Extrapolating Tax Data beyond 2018

The prior section describes how the 2018 input data file and the 2018 weights have been generated. In order to use the model in years after 2018, the weights and values of each monetary variable need to be extrapolated to subsequent years.

There are many sensible ways of doing this. We start the modeling process by specifying a simple set of extrapolation assumptions that have been made with the idea that they would be easy to explain and would be modified as experience with the model is gained.

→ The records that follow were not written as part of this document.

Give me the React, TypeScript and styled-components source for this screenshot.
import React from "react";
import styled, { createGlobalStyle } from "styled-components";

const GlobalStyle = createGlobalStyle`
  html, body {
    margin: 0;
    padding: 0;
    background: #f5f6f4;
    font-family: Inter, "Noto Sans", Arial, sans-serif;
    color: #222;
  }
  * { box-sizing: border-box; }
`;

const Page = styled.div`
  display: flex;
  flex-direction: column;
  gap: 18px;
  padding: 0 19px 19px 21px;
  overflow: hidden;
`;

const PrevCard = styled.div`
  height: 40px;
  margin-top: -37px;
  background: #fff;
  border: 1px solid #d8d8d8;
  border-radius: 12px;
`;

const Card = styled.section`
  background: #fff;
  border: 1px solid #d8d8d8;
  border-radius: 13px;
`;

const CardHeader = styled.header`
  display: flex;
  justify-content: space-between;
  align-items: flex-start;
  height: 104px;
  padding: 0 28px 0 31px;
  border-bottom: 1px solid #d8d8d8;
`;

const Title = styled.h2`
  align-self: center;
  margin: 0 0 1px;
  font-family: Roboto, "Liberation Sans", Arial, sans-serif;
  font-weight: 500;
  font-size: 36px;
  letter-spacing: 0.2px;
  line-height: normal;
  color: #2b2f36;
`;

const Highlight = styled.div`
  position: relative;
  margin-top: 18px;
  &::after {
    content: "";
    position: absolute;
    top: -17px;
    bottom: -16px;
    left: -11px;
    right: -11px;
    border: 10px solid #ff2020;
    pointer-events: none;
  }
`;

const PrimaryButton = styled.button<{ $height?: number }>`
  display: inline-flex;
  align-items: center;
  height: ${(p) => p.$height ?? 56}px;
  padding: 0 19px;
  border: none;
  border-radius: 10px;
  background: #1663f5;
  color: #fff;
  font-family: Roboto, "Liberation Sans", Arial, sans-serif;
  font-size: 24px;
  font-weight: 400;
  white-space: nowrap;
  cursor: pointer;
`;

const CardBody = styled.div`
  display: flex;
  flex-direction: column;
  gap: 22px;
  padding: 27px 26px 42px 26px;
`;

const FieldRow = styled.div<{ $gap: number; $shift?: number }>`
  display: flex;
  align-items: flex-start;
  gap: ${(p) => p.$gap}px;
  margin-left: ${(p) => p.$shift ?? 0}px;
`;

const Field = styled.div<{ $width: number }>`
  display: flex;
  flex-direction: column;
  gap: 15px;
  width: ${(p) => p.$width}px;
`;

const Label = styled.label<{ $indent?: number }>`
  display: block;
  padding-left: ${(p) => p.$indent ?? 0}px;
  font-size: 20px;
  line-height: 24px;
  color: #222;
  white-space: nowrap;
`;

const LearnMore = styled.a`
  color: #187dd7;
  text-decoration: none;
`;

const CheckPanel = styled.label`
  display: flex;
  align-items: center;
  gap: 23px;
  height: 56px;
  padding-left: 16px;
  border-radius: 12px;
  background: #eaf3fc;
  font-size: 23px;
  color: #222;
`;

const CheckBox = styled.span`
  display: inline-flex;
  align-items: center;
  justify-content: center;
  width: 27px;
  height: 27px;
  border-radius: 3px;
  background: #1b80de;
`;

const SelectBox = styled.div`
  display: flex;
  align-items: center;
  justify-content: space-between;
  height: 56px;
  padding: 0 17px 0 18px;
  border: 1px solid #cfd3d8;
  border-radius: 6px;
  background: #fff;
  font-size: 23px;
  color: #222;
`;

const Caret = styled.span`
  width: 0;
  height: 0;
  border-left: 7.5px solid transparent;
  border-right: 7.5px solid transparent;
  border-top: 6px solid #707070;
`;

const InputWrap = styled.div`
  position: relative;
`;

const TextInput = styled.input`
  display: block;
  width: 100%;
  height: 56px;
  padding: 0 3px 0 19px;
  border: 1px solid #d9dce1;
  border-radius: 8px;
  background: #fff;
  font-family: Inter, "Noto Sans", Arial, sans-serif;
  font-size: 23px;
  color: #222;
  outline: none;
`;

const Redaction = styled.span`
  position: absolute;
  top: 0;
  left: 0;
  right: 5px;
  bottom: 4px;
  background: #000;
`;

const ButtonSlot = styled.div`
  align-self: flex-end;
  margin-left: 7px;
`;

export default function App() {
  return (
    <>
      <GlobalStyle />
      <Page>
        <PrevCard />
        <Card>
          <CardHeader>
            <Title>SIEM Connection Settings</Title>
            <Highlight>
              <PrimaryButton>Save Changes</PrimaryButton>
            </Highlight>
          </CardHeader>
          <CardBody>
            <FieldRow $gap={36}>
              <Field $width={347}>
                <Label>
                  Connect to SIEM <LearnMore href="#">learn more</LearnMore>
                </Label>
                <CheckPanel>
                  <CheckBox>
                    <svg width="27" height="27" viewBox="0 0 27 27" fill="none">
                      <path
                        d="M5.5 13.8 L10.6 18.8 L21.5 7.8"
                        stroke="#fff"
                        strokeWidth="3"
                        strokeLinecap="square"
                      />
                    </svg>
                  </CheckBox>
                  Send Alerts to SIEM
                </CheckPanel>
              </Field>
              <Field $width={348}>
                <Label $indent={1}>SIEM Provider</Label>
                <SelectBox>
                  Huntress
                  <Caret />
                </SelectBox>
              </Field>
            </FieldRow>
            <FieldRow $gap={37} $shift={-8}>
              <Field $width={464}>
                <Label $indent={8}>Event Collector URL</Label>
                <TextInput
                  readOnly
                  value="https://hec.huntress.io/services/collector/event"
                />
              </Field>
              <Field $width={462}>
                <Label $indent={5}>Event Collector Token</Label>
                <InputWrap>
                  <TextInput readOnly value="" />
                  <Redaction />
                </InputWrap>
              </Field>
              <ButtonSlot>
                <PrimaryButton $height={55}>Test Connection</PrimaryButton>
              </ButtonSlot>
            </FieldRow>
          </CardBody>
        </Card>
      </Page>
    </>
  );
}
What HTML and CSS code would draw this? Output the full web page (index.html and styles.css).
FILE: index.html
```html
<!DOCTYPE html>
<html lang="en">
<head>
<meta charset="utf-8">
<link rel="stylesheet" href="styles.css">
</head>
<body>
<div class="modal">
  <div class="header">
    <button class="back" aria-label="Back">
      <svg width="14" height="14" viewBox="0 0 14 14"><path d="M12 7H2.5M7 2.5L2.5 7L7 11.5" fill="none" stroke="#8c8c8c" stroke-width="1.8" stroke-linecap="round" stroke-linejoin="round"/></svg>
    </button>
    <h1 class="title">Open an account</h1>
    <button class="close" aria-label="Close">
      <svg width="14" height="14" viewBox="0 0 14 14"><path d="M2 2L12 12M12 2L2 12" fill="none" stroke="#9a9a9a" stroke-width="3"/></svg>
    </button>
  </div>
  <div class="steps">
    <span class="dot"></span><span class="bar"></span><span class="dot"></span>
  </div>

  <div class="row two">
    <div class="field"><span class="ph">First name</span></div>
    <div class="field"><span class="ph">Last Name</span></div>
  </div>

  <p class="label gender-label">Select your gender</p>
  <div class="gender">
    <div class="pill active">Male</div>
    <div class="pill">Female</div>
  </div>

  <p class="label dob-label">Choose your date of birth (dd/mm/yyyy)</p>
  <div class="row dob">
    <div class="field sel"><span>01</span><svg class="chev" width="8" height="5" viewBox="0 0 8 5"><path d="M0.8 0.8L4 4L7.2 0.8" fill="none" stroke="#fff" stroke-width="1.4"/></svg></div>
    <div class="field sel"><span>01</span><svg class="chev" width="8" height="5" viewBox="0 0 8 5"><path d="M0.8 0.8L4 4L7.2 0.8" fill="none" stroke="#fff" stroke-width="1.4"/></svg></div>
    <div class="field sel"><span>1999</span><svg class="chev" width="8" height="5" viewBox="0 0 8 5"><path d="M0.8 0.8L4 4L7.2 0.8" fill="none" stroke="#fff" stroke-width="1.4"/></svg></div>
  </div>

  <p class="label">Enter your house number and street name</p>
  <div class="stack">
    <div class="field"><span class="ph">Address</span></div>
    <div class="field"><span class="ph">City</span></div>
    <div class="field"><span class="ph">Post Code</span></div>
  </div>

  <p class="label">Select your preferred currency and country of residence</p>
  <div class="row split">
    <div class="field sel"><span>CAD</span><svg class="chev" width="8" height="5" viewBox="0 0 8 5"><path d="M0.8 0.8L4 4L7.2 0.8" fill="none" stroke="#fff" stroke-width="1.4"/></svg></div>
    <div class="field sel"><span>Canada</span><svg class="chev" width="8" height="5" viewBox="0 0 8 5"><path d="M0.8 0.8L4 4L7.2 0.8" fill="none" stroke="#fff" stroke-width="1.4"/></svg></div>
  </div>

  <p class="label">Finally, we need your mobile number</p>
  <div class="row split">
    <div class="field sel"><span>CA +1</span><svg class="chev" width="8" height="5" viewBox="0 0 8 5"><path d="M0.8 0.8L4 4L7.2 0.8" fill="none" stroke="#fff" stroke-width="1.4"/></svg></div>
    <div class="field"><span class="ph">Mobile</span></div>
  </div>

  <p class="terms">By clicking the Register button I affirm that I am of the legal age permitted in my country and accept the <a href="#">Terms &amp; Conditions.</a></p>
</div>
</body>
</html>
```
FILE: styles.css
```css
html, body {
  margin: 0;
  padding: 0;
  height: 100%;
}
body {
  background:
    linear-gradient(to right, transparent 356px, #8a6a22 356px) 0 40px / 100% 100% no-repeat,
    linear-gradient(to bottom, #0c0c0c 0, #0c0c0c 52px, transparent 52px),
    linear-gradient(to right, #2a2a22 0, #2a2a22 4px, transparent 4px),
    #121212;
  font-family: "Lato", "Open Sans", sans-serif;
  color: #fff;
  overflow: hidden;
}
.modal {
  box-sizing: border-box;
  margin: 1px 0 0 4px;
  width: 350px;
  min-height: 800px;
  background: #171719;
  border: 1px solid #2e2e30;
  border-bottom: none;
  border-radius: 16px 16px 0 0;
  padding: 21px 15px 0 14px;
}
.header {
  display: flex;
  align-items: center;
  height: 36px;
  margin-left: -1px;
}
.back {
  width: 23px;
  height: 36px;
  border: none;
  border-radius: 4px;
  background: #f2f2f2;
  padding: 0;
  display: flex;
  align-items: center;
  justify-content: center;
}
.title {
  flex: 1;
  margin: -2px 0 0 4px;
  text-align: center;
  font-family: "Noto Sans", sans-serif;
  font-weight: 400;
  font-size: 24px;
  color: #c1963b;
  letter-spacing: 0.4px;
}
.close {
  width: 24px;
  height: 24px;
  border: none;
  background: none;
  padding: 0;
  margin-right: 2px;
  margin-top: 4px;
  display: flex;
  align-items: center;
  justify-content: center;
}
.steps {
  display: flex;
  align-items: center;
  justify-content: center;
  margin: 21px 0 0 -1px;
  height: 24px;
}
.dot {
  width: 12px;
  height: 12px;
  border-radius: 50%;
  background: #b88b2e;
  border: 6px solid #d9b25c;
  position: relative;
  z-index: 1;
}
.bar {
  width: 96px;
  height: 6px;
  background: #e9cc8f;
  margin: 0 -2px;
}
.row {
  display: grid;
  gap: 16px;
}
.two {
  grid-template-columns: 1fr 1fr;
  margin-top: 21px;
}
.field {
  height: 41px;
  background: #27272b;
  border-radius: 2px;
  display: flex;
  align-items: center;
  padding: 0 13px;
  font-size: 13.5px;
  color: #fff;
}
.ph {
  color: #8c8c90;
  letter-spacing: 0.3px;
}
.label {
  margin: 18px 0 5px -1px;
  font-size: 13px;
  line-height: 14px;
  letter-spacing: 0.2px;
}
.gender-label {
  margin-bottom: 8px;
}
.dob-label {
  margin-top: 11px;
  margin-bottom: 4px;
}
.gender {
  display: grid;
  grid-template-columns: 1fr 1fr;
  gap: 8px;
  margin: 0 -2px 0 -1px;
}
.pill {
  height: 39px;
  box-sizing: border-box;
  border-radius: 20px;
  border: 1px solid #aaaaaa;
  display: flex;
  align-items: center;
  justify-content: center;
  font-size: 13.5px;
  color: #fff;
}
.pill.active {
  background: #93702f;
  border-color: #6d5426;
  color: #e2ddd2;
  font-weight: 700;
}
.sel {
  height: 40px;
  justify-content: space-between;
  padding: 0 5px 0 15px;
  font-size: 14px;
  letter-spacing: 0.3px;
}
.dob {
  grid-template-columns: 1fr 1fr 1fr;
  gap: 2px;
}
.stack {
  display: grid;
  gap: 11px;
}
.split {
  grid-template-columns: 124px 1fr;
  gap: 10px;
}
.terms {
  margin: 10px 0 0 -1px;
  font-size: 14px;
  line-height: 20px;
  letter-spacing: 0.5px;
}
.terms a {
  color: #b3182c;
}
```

The weights are assumed to grow at the same rate as the number of employed people is projected to grow in recent MOF projections. The projected rates are in the grow.csv file under the heading Lgrate. All monetary variables are assumed to grow each year at the same rate as nominal per-worker GDP grows. The projected growth rates in real GDP per worker and in the GDP deflator are in the grow.csv file under the headings Qgrate and Pgrate, respectively. These projected rates are converted into growth factors and written to the growth_factors.csv file by the grow.py script.

After gaining experience using the model, these simple assumptions could be made more complicated. And certainly, as time passes and the Ministry of Finance revises its baseline macroeconomic projections, the values in the grow.csv file will be updated.

In early April, 2021, the baseline growth factors were revised to reflect a new Ministry of Finance macroeconomic projection.

And again in April, 2023, the baseline growth factors were revised to reflect a new Ministry of Finance macroeconomic projection.